* Start DATASET ENTRIES *

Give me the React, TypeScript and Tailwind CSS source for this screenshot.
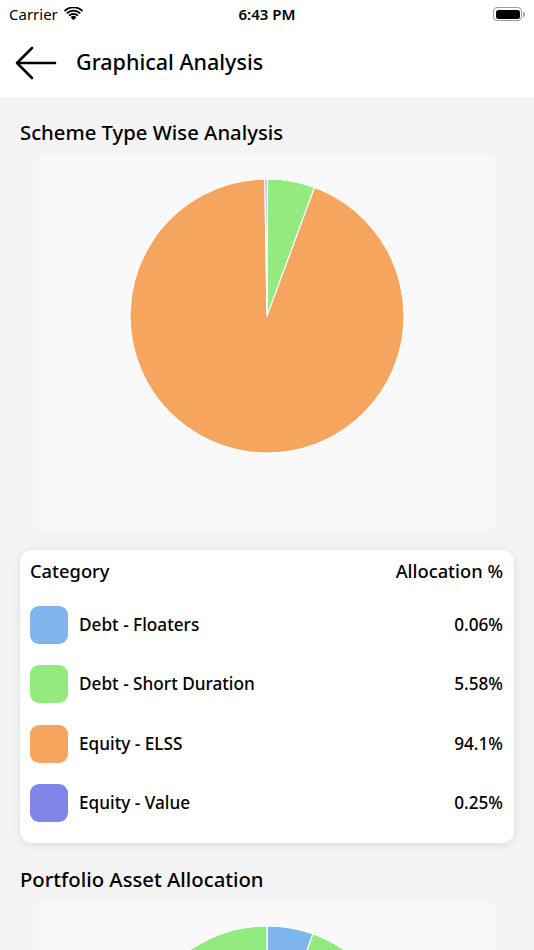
import React from 'react';

type Slice = { label: string; value: number; color: string };

const schemeSlices: Slice[] = [
  { label: 'Debt - Floaters', value: 0.06, color: '#7eb6ec' },
  { label: 'Debt - Short Duration', value: 5.58, color: '#93ea7f' },
  { label: 'Equity - ELSS', value: 94.1, color: '#f6a55f' },
  { label: 'Equity - Value', value: 0.25, color: '#8086e8' },
];

function arcPath(cx: number, cy: number, r: number, start: number, end: number) {
  const a0 = ((start - 90) * Math.PI) / 180;
  const a1 = ((end - 90) * Math.PI) / 180;
  const x0 = cx + r * Math.cos(a0);
  const y0 = cy + r * Math.sin(a0);
  const x1 = cx + r * Math.cos(a1);
  const y1 = cy + r * Math.sin(a1);
  const large = end - start > 180 ? 1 : 0;
  return `M ${cx} ${cy} L ${x0} ${y0} A ${r} ${r} 0 ${large} 1 ${x1} ${y1} Z`;
}

function Pie({ slices }: { slices: Slice[] }) {
  const total = slices.reduce((sum, s) => sum + s.value, 0);
  let angle = 0;
  return (
    <svg width="456" height="373" viewBox="0 0 456 373">
      {slices.map((slice) => {
        const start = angle;
        const end = angle + (slice.value / total) * 360;
        angle = end;
        return (
          <path
            key={slice.label}
            d={arcPath(228, 160, 137, start, end)}
            fill={slice.color}
            stroke="#ffffff"
            strokeWidth={1.2}
            strokeLinejoin="round"
          />
        );
      })}
    </svg>
  );
}

function StatusBar() {
  return (
    <div className="flex h-[28px] items-center justify-between bg-white px-[9px] text-[15px] text-black">
      <div className="flex w-[120px] items-center gap-[6px]">
        <span>Carrier</span>
        <svg width="19" height="14" viewBox="0 0 19 14">
          <path d="M9.5 13.2 L6.6 10.2 A4.2 4.2 0 0 1 12.4 10.2 Z" fill="#000" />
          <path d="M4.4 8 A7.3 7.3 0 0 1 14.6 8 L13.3 9.3 A5.4 5.4 0 0 0 5.7 9.3 Z" fill="#000" />
          <path d="M2.1 5.7 A10.6 10.6 0 0 1 16.9 5.7 L15.6 7 A8.7 8.7 0 0 0 3.4 7 Z" fill="#000" />
          <path d="M-0.2 3.4 A13.9 13.9 0 0 1 19.2 3.4 L17.9 4.7 A12 12 0 0 0 1.1 4.7 Z" fill="#000" />
        </svg>
      </div>
      <span className="font-semibold">6:43 PM</span>
      <div className="flex w-[120px] justify-end">
        <div className="flex items-center">
          <div className="flex h-[14px] w-[29px] items-center rounded-[4px] border border-[#9a9a9a] p-[1.5px]">
            <div className="h-full w-full rounded-[2.5px] bg-black" />
          </div>
          <div className="ml-[1px] h-[5px] w-[1.5px] rounded-r bg-[#9a9a9a]" />
        </div>
      </div>
    </div>
  );
}

function Header() {
  return (
    <div className="flex h-[69px] items-center bg-white pl-[15px]">
      <svg width="42" height="34" viewBox="0 0 42 34" fill="none" stroke="#000" strokeWidth="2.6" strokeLinecap="round" strokeLinejoin="round">
        <path d="M40 17 H3" />
        <path d="M17 2 L2 17 L17 32" />
      </svg>
      <h1 className="ml-[19px] text-[21.5px] font-medium text-black">Graphical Analysis</h1>
    </div>
  );
}

function SectionTitle({ children }: { children: string }) {
  return <h2 className="px-[20px] text-[20.3px] font-medium leading-[26px] text-black">{children}</h2>;
}

function ChartBox({ children }: { children: React.ReactNode }) {
  return <div className="mx-[39px] h-[373px] overflow-hidden bg-[#f9f9f9]">{children}</div>;
}

function LegendCard() {
  return (
    <div className="mx-[20px] rounded-[12px] bg-white pl-[10px] pr-[11px] pb-[10px] shadow-[0_2px_10px_rgba(0,0,0,0.10)]">
      <div className="flex h-[42px] items-center justify-between text-[18.3px] font-medium text-black">
        <span>Category</span>
        <span>Allocation %</span>
      </div>
      <div className="pt-[3px]">
        {schemeSlices.map((slice) => (
          <div key={slice.label} className="flex h-[59.5px] items-center">
            <div className="h-[38px] w-[38px] rounded-[9px]" style={{ backgroundColor: slice.color }} />
            <span className="ml-[11px] flex-1 text-[17.2px] font-medium text-black">{slice.label}</span>
            <span className="text-[17.2px] font-medium text-black">{slice.value}%</span>
          </div>
        ))}
      </div>
    </div>
  );
}

export default function App() {
  return (
    <div className="h-[950px] w-[534px] overflow-hidden bg-[#f4f4f4] font-['Noto_Sans',sans-serif]">
      <StatusBar />
      <Header />
      <div className="pt-[22px]">
        <SectionTitle>Scheme Type Wise Analysis</SectionTitle>
        <div className="mt-[11px]">
          <ChartBox>
            <Pie slices={schemeSlices} />
          </ChartBox>
        </div>
        <div className="mt-[21px]">
          <LegendCard />
        </div>
        <div className="mt-[23px]">
          <SectionTitle>Portfolio Asset Allocation</SectionTitle>
        </div>
        <div className="mt-[11px]">
          <ChartBox>
            <svg width="456" height="373" viewBox="0 0 456 373">
              <path d={arcPath(228, 160, 137, 0, 19.6)} fill="#7eb6ec" stroke="#fff" strokeWidth={1.2} />
              <path d={arcPath(228, 160, 137, 19.6, 90)} fill="#93ea7f" stroke="#fff" strokeWidth={1.2} />
              <path d={arcPath(228, 160, 137, 90, 360)} fill="#93ea7f" stroke="#fff" strokeWidth={1.2} />
            </svg>
          </ChartBox>
        </div>
      </div>
    </div>
  );
}
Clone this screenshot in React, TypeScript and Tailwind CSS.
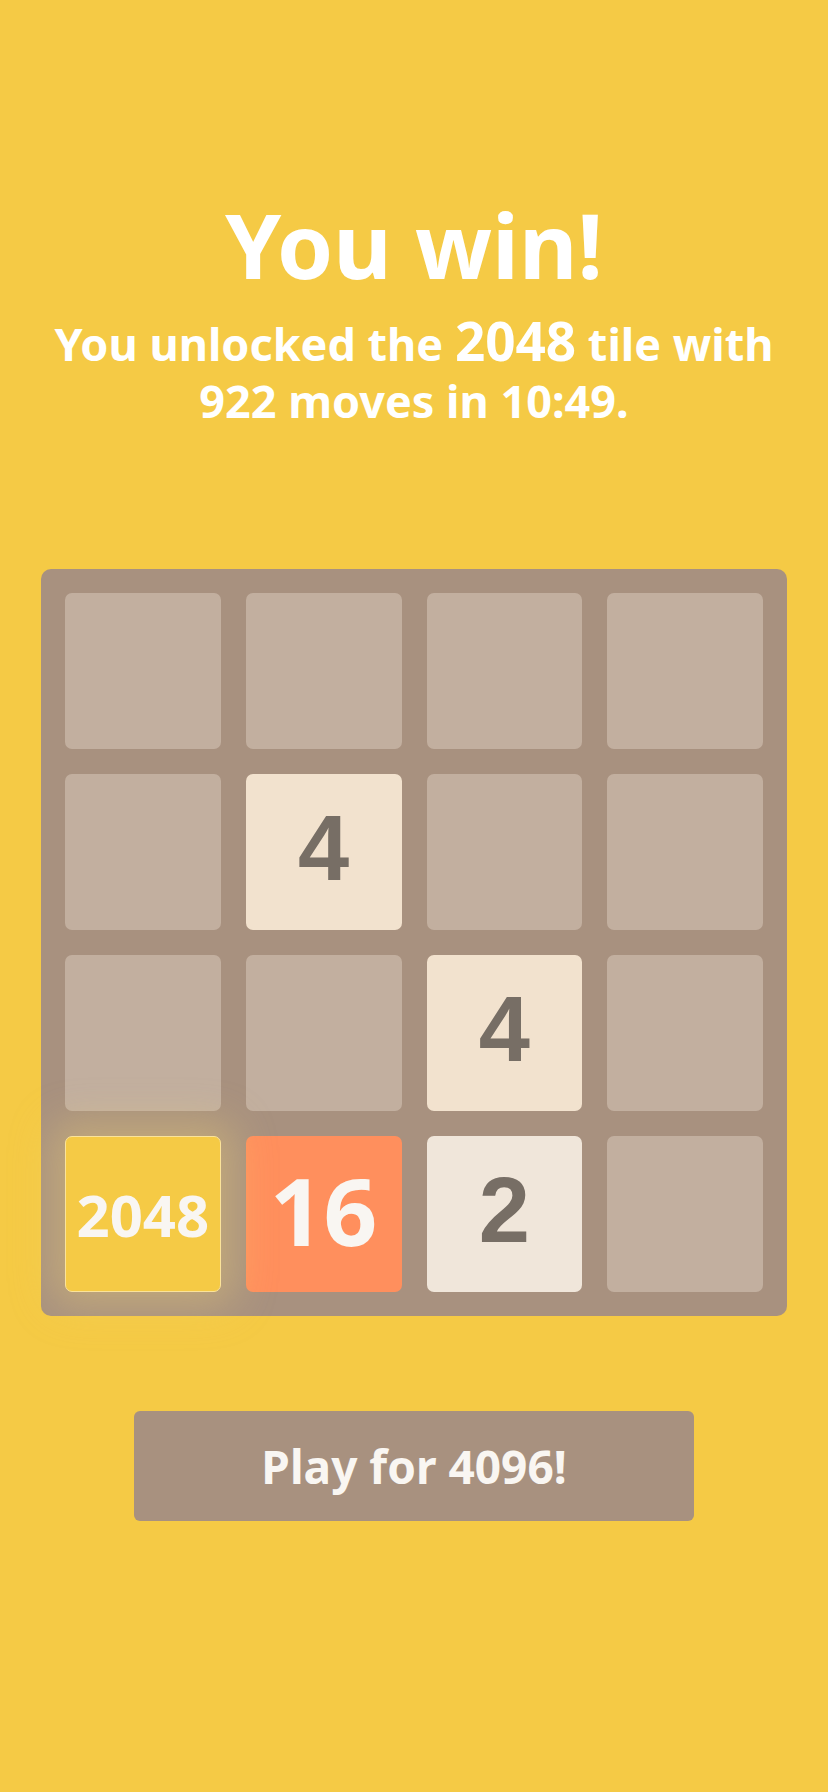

* End DATASET ENTRIES *

Pull out every line holding "React" from the records above, and copy it.

Give me the React, TypeScript and Tailwind CSS source for this screenshot.
import React from 'react';
function ChartBox({ children }: { children: React.ReactNode }) {
Clone this screenshot in React, TypeScript and Tailwind CSS.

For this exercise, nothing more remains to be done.